Complete step by step solution:
We have a triangle ABC, sides opposite to angle A, B and C are a, b and c respectively.

Use law of cosines
$\Rightarrow \cos A = \dfrac{{{b^2} + {c^2} - {a^2}}}{{2bc}}$
Cross multiply the values
$\Rightarrow 2bc\cos A = {b^2} + {c^2} - {a^2}$
Shift all values to one side of the equation
$\Rightarrow {b^2} - 2bc\cos A + {c^2} - {a^2} = 0$
This forms a quadratic equation in ‘b’
$\Rightarrow {b^2} - \left( {2c\cos A} \right)b + \left( {{c^2} - {a^2}} \right) = 0$ ...............… (1)
Since it is given ${b_1},{b_2}$ are two values of the third side b
Then ${b_1},{b_2}$ are the roots of the equation (1)
Then we know ${b_1} + {b_2} = \dfrac{{ - ( - 2c\cos A)}}{1}$ and ${b_1}{b_2} = \dfrac{{{c^2} - {a^2}}}{1}$
I.e. ${b_1} + {b_2} = 2c\cos A$ and ${b_1}{b_2} = {c^2} - {a^2}$ ....................… (2)
Also, ${b_2} = 2{b_1}$
Substitute the value of ${b_2} = 2{b_1}$ in ${b_1} + {b_2} = 2c\cos A$
$\Rightarrow {b_1} + 2{b_1} = 2c\cos A$
$\Rightarrow 3{b_1} = 2c\cos A$
Divide both sides by 3
$\Rightarrow {b_1} = \dfrac{{2c\cos A}}{3}$ .................… (3)
Substitute the value of ${b_2} = 2{b_1}$ in ${b_1}{b_2} = {c^2} - {a^2}$
$\Rightarrow {b_1} \times 2{b_1} = {c^2} - {a^2}$
$\Rightarrow 2{b_1}^2 = {c^2} - {a^2}$
Divide both sides by 2
$\Rightarrow {b_1}^2 = \dfrac{{{c^2} - {a^2}}}{2}$ .............… (4)
Square equation (3) and equate it to equation (4)
$\Rightarrow {\left( {\dfrac{{2c\cos A}}{3}} \right)^2} = \dfrac{{{c^2} - {a^2}}}{2}$
Cross multiply the values
$\Rightarrow \dfrac{{2 \times 4{c^2}{{\cos }^2}A}}{9} = {c^2} - {a^2}$
$\Rightarrow \dfrac{{8{c^2}{{\cos }^2}A}}{9} = {c^2} - {a^2}$
Cross multiply the values
$\Rightarrow 8{c^2}{\cos ^2}A = 9{c^2} - 9{a^2}$
Divide both sides by $8{c^2}$
$\Rightarrow {\cos ^2}A = \dfrac{{9{c^2} - 9{a^2}}}{{8{c^2}}}$
Since we know ${\cos ^2}x = 1 - {\sin ^2}x$
$\Rightarrow 1 - {\sin ^2}A = \dfrac{{9{c^2} - 9{a^2}}}{{8{c^2}}}$
Shift all constant values to one side of the equation
$\Rightarrow 1 - \dfrac{{9{c^2} - 9{a^2}}}{{8{c^2}}} = {\sin ^2}A$
Take LCM in LHS
$\Rightarrow \dfrac{{8{c^2} - 9{c^2} + 9{a^2}}}{{8{c^2}}} = {\sin ^2}A$
$\Rightarrow \dfrac{{9{a^2} - {c^2}}}{{8{c^2}}} = {\sin ^2}A$
Take Square root on both sides of the equation
$\Rightarrow \sqrt {\dfrac{{9{a^2} - {c^2}}}{{8{c^2}}}} = \sqrt {{{\sin }^2}A}$
Cancel square root by square power
$\Rightarrow \sin A = \sqrt {\dfrac{{9{a^2} - {c^2}}}{{8{c^2}}}}$
$\therefore$ The value of $\sin A$ is $\sqrt {\dfrac{{9{a^2} - {c^2}}}{{8{c^2}}}}$ .

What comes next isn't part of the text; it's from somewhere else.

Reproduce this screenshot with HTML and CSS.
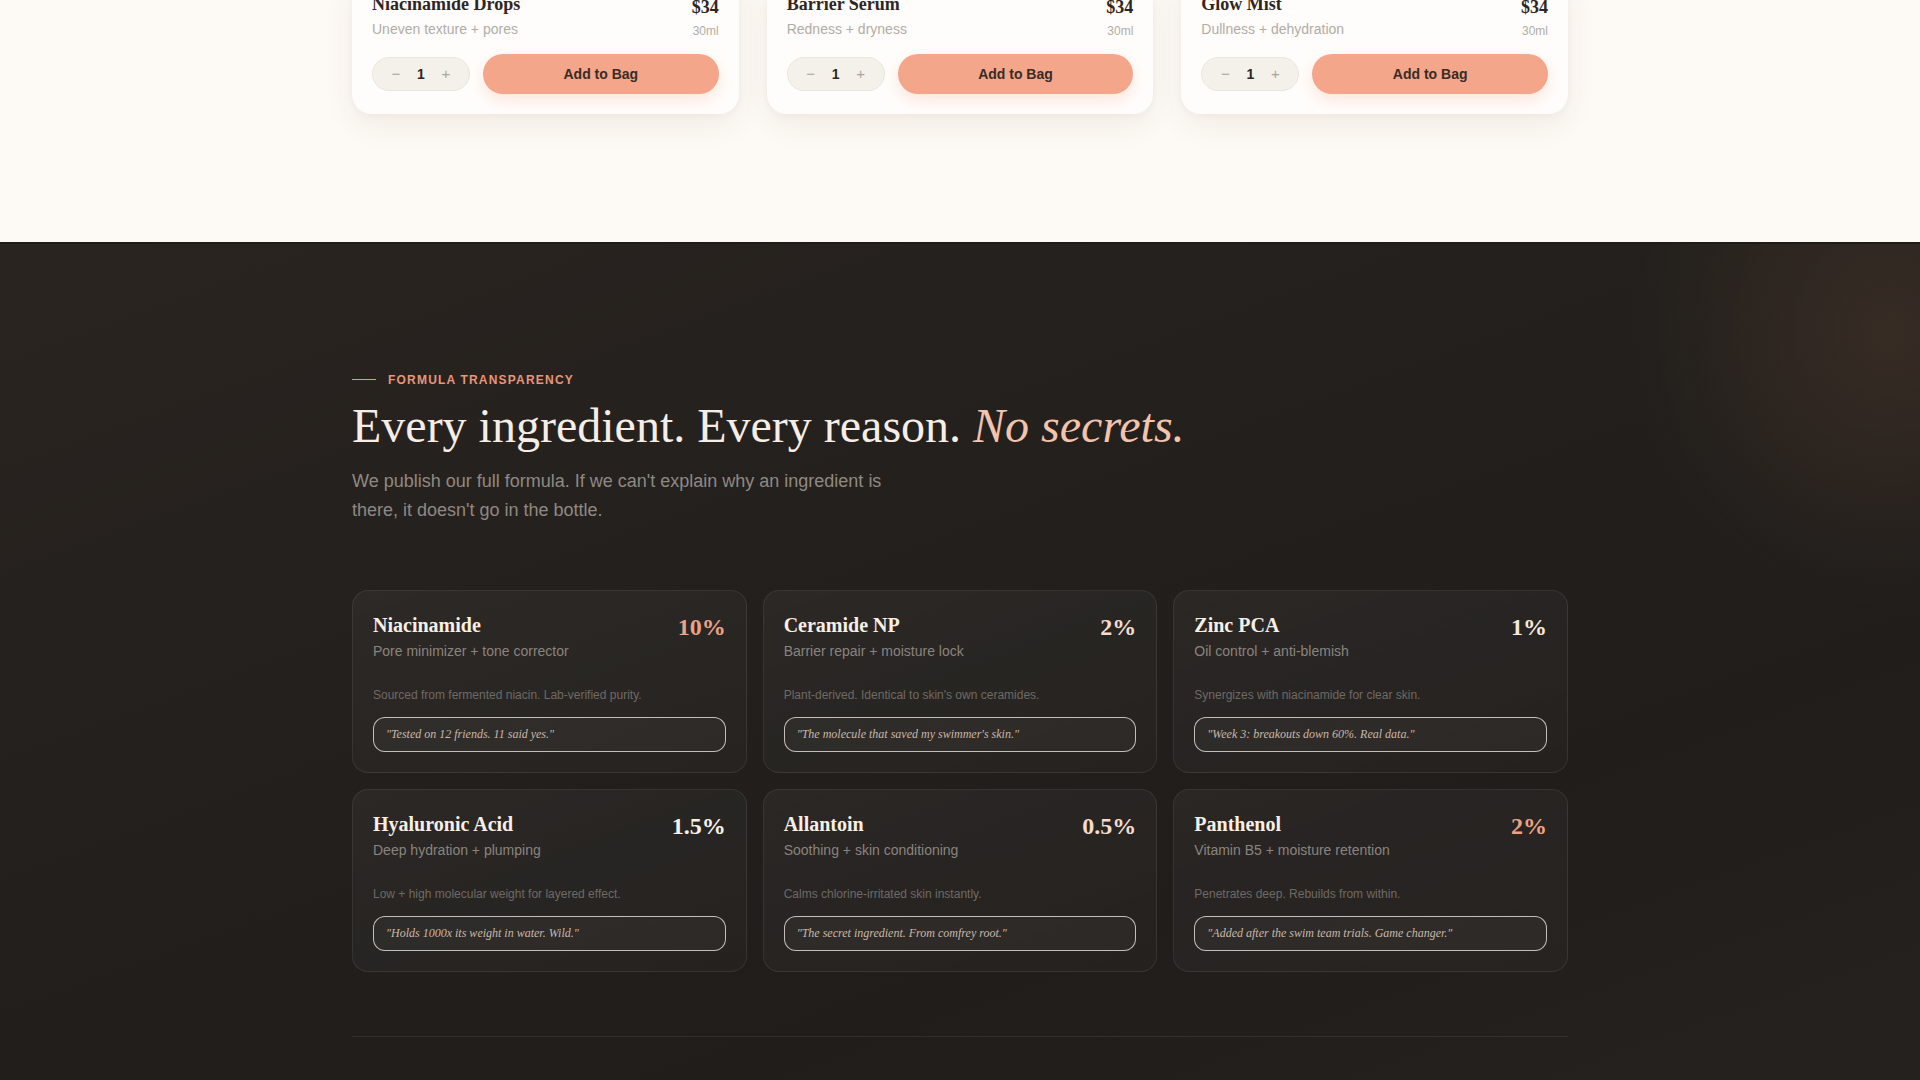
FILE: index.html
```html
<!DOCTYPE html>
<html lang="en">
<head>
<meta charset="utf-8">
<title>Formula Transparency</title>
<link rel="stylesheet" href="styles.css">
</head>
<body>
<section class="shop">
  <div class="container">
    <div class="product-grid">
      <article class="product">
        <div class="product-head">
          <div class="product-info">
            <h3 class="product-name">Niacinamide Drops</h3>
            <p class="product-sub">Uneven texture + pores</p>
          </div>
          <div class="product-price">
            <span class="price">$34</span>
            <span class="size">30ml</span>
          </div>
        </div>
        <div class="product-actions">
          <div class="stepper">
            <button class="step" type="button">−</button>
            <span class="qty">1</span>
            <button class="step" type="button">+</button>
          </div>
          <button class="add" type="button">Add to Bag</button>
        </div>
      </article>
      <article class="product">
        <div class="product-head">
          <div class="product-info">
            <h3 class="product-name">Barrier Serum</h3>
            <p class="product-sub">Redness + dryness</p>
          </div>
          <div class="product-price">
            <span class="price">$34</span>
            <span class="size">30ml</span>
          </div>
        </div>
        <div class="product-actions">
          <div class="stepper">
            <button class="step" type="button">−</button>
            <span class="qty">1</span>
            <button class="step" type="button">+</button>
          </div>
          <button class="add" type="button">Add to Bag</button>
        </div>
      </article>
      <article class="product">
        <div class="product-head">
          <div class="product-info">
            <h3 class="product-name">Glow Mist</h3>
            <p class="product-sub">Dullness + dehydration</p>
          </div>
          <div class="product-price">
            <span class="price">$34</span>
            <span class="size">30ml</span>
          </div>
        </div>
        <div class="product-actions">
          <div class="stepper">
            <button class="step" type="button">−</button>
            <span class="qty">1</span>
            <button class="step" type="button">+</button>
          </div>
          <button class="add" type="button">Add to Bag</button>
        </div>
      </article>
    </div>
  </div>
</section>

<section class="formula">
  <div class="container">
    <div class="eyebrow"><span class="eyebrow-line"></span><span class="eyebrow-text">FORMULA TRANSPARENCY</span></div>
    <h2 class="formula-title">Every ingredient. Every reason. <em>No secrets.</em></h2>
    <p class="formula-lead">We publish our full formula. If we can't explain why an ingredient is there, it doesn't go in the bottle.</p>

    <div class="ingredient-grid">
      <article class="ingredient">
        <div class="ing-head">
          <div>
            <h3 class="ing-name">Niacinamide</h3>
            <p class="ing-role">Pore minimizer + tone corrector</p>
          </div>
          <span class="ing-pct pct-accent">10%</span>
        </div>
        <p class="ing-desc">Sourced from fermented niacin. Lab-verified purity.</p>
        <p class="ing-quote">"Tested on 12 friends. 11 said yes."</p>
      </article>
      <article class="ingredient">
        <div class="ing-head">
          <div>
            <h3 class="ing-name">Ceramide NP</h3>
            <p class="ing-role">Barrier repair + moisture lock</p>
          </div>
          <span class="ing-pct pct-blush">2%</span>
        </div>
        <p class="ing-desc">Plant-derived. Identical to skin's own ceramides.</p>
        <p class="ing-quote">"The molecule that saved my swimmer's skin."</p>
      </article>
      <article class="ingredient">
        <div class="ing-head">
          <div>
            <h3 class="ing-name">Zinc PCA</h3>
            <p class="ing-role">Oil control + anti-blemish</p>
          </div>
          <span class="ing-pct pct-cream">1%</span>
        </div>
        <p class="ing-desc">Synergizes with niacinamide for clear skin.</p>
        <p class="ing-quote">"Week 3: breakouts down 60%. Real data."</p>
      </article>
      <article class="ingredient">
        <div class="ing-head">
          <div>
            <h3 class="ing-name">Hyaluronic Acid</h3>
            <p class="ing-role">Deep hydration + plumping</p>
          </div>
          <span class="ing-pct pct-white">1.5%</span>
        </div>
        <p class="ing-desc">Low + high molecular weight for layered effect.</p>
        <p class="ing-quote">"Holds 1000x its weight in water. Wild."</p>
      </article>
      <article class="ingredient">
        <div class="ing-head">
          <div>
            <h3 class="ing-name">Allantoin</h3>
            <p class="ing-role">Soothing + skin conditioning</p>
          </div>
          <span class="ing-pct pct-blush">0.5%</span>
        </div>
        <p class="ing-desc">Calms chlorine-irritated skin instantly.</p>
        <p class="ing-quote">"The secret ingredient. From comfrey root."</p>
      </article>
      <article class="ingredient">
        <div class="ing-head">
          <div>
            <h3 class="ing-name">Panthenol</h3>
            <p class="ing-role">Vitamin B5 + moisture retention</p>
          </div>
          <span class="ing-pct pct-accent">2%</span>
        </div>
        <p class="ing-desc">Penetrates deep. Rebuilds from within.</p>
        <p class="ing-quote">"Added after the swim team trials. Game changer."</p>
      </article>
    </div>

    <div class="formula-foot"></div>
  </div>
</section>
</body>
</html>
```

FILE: styles.css
```css
* { box-sizing: border-box; }

html, body {
  margin: 0;
  padding: 0;
}

body {
  font-family: "Liberation Sans", Arial, sans-serif;
  background: #fdf9f4;
  overflow: hidden;
}

.container {
  max-width: 1280px;
  margin: 0 auto;
  padding: 0 32px;
}

/* ---------- shop (top) ---------- */
.shop {
  background: #fdf9f4;
  padding-bottom: 128px;
}

.product-grid {
  display: grid;
  grid-template-columns: repeat(3, 1fr);
  gap: 28px;
  margin-top: -26px;
}

.product {
  background: #fffdfb;
  border-radius: 20px;
  padding: 20px;
  box-shadow: 0 10px 30px rgba(90, 60, 40, 0.07), 0 2px 6px rgba(90, 60, 40, 0.03);
}

.product-head {
  display: flex;
  justify-content: space-between;
  align-items: flex-end;
}

.product-name {
  margin: 0;
  font-family: "Liberation Serif", "Times New Roman", serif;
  font-weight: 700;
  font-size: 18px;
  line-height: 1.2;
  color: #2e2622;
}

.product-sub {
  margin: 3px 0 0;
  font-size: 14px;
  line-height: 1.5;
  color: #b2aca6;
}

.product-price {
  display: flex;
  flex-direction: column;
  align-items: flex-end;
}

.price {
  font-family: "Liberation Serif", "Times New Roman", serif;
  font-weight: 700;
  font-size: 18px;
  line-height: 1.2;
  color: #2e2622;
}

.size {
  margin-top: 3px;
  font-size: 12px;
  line-height: 1.5;
  color: #b2aca6;
}

.product-actions {
  display: flex;
  align-items: center;
  gap: 13px;
  margin-top: 14px;
}

.stepper {
  display: flex;
  align-items: center;
  height: 34px;
  padding: 0 10px;
  background: #f4f0ea;
  border: 1px solid #ece6dd;
  border-radius: 999px;
}

.step {
  width: 26px;
  height: 26px;
  padding: 0;
  border: none;
  background: transparent;
  font-family: "Liberation Sans", Arial, sans-serif;
  font-size: 15px;
  color: #aaa49e;
  cursor: pointer;
}

.qty {
  width: 24px;
  text-align: center;
  font-size: 14px;
  font-weight: 700;
  color: #2e2622;
}

.add {
  flex: 1;
  height: 40px;
  border: none;
  border-radius: 999px;
  background: #f3a68a;
  font-family: "Liberation Sans", Arial, sans-serif;
  font-size: 14px;
  font-weight: 700;
  color: #3b2b25;
  box-shadow: 0 6px 16px rgba(240, 160, 130, 0.25);
  cursor: pointer;
}

/* ---------- formula (dark) ---------- */
.formula {
  padding: 127px 0 80px;
  border-top: 2px solid #1f1b19;
  background:
    radial-gradient(ellipse 260px 280px at 1890px 90px, rgba(130, 90, 65, 0.22), rgba(130, 90, 65, 0) 100%),
    linear-gradient(160deg, #2a2420 0%, #221f1c 45%, #201d1b 70%, #262220 100%);
  color: #f5ede4;
}

.eyebrow {
  display: flex;
  align-items: center;
  gap: 12px;
  margin-bottom: 9px;
}

.eyebrow-line {
  width: 24px;
  height: 1px;
  background: #e8957a;
}

.eyebrow-text {
  font-size: 12px;
  line-height: 18px;
  font-weight: 700;
  letter-spacing: 1.2px;
  color: #e8957a;
}

.formula-title {
  margin: 0;
  font-family: "Liberation Serif", "Times New Roman", serif;
  font-weight: 400;
  font-size: 48px;
  line-height: 1.15;
  color: #f6eee6;
}

.formula-title em {
  font-style: italic;
  color: #f3c3ad;
}

.formula-lead {
  max-width: 560px;
  margin: 14px 0 0;
  font-size: 18px;
  line-height: 1.6;
  color: #8f8984;
}

.ingredient-grid {
  display: grid;
  grid-template-columns: repeat(3, 1fr);
  gap: 16px;
  margin-top: 66px;
}

.ingredient {
  padding: 20px;
  border: 1px solid rgba(255, 255, 255, 0.08);
  border-radius: 16px;
  background: linear-gradient(160deg, rgba(255, 255, 255, 0.045), rgba(255, 255, 255, 0.02));
}

.ing-head {
  display: flex;
  justify-content: space-between;
  align-items: flex-start;
}

.ing-name {
  margin: 0;
  font-family: "Liberation Serif", "Times New Roman", serif;
  font-weight: 700;
  font-size: 20px;
  line-height: 1.4;
  color: #f7efe6;
}

.ing-role {
  margin: 2px 0 0;
  font-size: 14px;
  line-height: 1.5;
  color: #8a847e;
}

.ing-pct {
  font-family: "Liberation Serif", "Times New Roman", serif;
  font-weight: 700;
  font-size: 24px;
  line-height: 1.4;
}

.pct-accent { color: #eca286; }
.pct-blush { color: #f5dccd; }
.pct-cream { color: #f4e9de; }
.pct-white { color: #f7f1ea; }

.ing-desc {
  margin: 24px 0 0;
  font-size: 12px;
  line-height: 18px;
  color: #6f6a65;
}

.ing-quote {
  margin: 13px 0 0;
  padding: 8px 12px;
  border: 1px solid rgba(240, 232, 224, 0.78);
  border-radius: 12px;
  background: rgba(255, 255, 255, 0.035);
  font-family: "Liberation Serif", "Times New Roman", serif;
  font-style: italic;
  font-size: 12px;
  line-height: 17px;
  color: #cbb8a8;
}

.formula-foot {
  margin-top: 64px;
  height: 1px;
  background: rgba(255, 255, 255, 0.08);
}
```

$\therefore$ Correct option is B.

Note: Students are likely to make the mistake of assuming the variable in the quadratic equation as ‘c’ which is wrong because we are given the values of a, c and A are given. The question states the values of ‘b’ are ${b_1},{b_2}$ so the variable has to be ‘b’ in the quadratic equation then only we can find its roots.